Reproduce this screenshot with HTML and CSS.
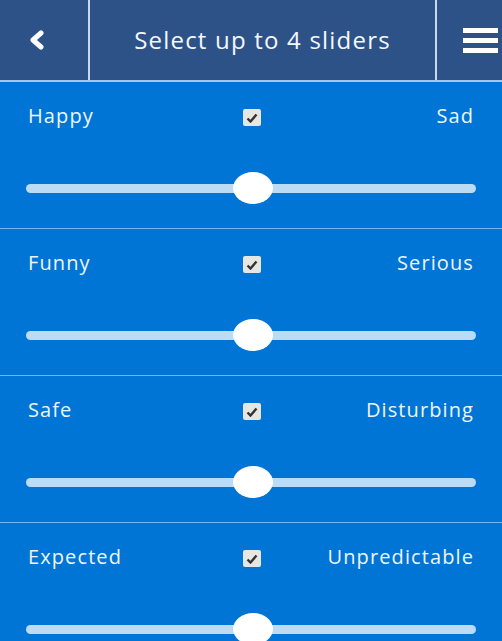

————————

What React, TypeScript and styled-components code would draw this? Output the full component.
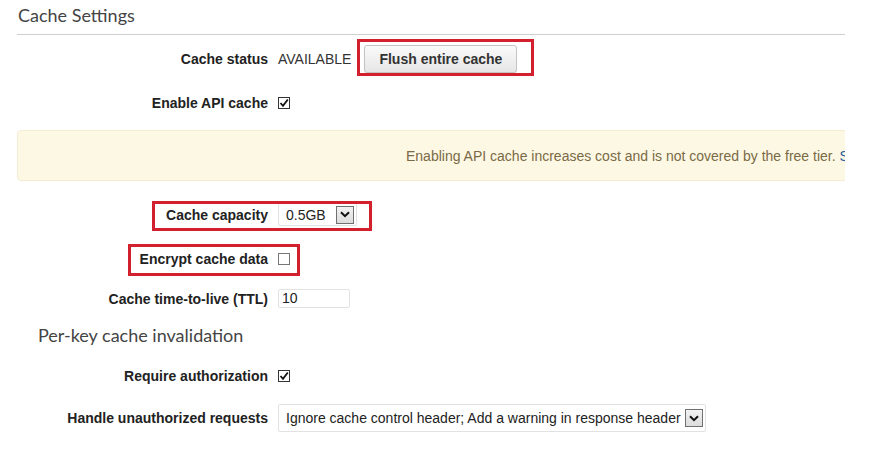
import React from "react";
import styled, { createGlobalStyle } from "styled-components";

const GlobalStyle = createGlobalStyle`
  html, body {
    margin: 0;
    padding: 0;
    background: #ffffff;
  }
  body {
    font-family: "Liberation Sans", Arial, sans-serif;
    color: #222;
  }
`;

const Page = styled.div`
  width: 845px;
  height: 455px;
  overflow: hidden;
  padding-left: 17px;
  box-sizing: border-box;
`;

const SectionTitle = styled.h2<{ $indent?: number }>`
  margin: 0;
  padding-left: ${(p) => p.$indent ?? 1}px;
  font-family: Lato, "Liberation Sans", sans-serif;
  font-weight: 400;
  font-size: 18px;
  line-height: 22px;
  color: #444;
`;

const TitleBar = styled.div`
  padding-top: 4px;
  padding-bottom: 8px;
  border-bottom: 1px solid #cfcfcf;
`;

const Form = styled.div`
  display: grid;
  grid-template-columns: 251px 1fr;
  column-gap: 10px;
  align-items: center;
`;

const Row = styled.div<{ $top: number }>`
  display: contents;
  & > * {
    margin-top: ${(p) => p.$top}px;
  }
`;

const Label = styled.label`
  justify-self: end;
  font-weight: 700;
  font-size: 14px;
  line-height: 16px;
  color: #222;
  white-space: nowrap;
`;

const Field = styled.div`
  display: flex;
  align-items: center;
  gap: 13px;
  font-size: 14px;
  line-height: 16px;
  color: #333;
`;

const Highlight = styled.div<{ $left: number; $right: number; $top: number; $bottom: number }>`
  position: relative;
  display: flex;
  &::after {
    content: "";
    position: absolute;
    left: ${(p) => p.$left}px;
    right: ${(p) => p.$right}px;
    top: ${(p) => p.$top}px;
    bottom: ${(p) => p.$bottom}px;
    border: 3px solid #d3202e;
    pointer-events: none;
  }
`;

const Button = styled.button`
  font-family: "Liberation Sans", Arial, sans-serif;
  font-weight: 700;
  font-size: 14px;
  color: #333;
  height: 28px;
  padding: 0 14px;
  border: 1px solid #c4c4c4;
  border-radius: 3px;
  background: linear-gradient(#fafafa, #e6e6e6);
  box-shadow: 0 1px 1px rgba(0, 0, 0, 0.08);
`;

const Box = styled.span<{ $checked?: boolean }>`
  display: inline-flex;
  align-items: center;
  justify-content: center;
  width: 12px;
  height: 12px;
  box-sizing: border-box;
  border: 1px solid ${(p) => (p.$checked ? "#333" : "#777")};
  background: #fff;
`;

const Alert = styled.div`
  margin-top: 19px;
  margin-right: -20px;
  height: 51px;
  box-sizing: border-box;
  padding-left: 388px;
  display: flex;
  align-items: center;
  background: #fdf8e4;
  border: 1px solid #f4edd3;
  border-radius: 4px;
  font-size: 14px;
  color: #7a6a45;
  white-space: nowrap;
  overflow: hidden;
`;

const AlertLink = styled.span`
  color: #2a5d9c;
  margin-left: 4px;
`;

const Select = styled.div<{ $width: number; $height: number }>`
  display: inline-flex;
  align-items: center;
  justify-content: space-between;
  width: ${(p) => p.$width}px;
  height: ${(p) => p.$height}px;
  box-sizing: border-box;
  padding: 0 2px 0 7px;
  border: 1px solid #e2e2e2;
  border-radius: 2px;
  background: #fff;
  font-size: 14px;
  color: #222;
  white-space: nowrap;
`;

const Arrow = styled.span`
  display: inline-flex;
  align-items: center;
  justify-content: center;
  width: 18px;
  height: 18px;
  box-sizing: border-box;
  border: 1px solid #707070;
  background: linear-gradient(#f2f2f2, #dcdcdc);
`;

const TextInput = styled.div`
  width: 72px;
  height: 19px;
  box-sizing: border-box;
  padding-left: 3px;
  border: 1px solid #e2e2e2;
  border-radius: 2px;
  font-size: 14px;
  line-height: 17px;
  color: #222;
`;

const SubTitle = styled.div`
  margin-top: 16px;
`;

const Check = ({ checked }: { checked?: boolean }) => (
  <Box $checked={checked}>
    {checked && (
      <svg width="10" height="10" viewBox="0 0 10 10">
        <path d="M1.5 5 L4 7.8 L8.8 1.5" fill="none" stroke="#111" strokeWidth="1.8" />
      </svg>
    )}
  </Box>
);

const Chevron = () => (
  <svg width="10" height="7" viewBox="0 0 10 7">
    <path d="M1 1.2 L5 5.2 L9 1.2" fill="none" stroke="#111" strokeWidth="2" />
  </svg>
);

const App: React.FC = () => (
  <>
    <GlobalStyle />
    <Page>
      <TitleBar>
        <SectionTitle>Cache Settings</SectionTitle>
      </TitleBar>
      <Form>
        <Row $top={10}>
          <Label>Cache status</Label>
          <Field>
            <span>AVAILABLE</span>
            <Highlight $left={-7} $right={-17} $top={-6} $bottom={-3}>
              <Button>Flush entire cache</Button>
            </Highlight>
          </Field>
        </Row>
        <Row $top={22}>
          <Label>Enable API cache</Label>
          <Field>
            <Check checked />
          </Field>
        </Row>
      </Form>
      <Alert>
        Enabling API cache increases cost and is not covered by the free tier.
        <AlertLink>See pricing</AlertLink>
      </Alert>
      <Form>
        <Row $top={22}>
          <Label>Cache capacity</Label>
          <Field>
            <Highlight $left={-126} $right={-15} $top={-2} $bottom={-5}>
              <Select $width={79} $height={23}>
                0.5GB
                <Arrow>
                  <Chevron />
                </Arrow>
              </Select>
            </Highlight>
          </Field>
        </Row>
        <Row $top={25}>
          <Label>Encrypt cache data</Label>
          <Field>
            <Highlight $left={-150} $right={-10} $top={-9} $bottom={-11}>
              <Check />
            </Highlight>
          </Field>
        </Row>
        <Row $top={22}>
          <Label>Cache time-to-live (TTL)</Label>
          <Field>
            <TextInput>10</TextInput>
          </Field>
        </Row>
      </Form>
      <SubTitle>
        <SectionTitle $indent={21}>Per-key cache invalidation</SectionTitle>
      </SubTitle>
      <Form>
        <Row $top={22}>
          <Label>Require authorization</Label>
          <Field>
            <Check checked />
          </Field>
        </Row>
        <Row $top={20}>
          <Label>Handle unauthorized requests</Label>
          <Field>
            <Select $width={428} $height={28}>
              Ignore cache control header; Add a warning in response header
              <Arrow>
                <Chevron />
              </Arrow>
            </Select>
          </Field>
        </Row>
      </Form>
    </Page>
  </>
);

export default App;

————————

| The problem |
Go through the records and copy each line with "this" in it.

| Finished task |
Reproduce this screenshot with HTML and CSS.
What React, TypeScript and styled-components code would draw this? Output the full component.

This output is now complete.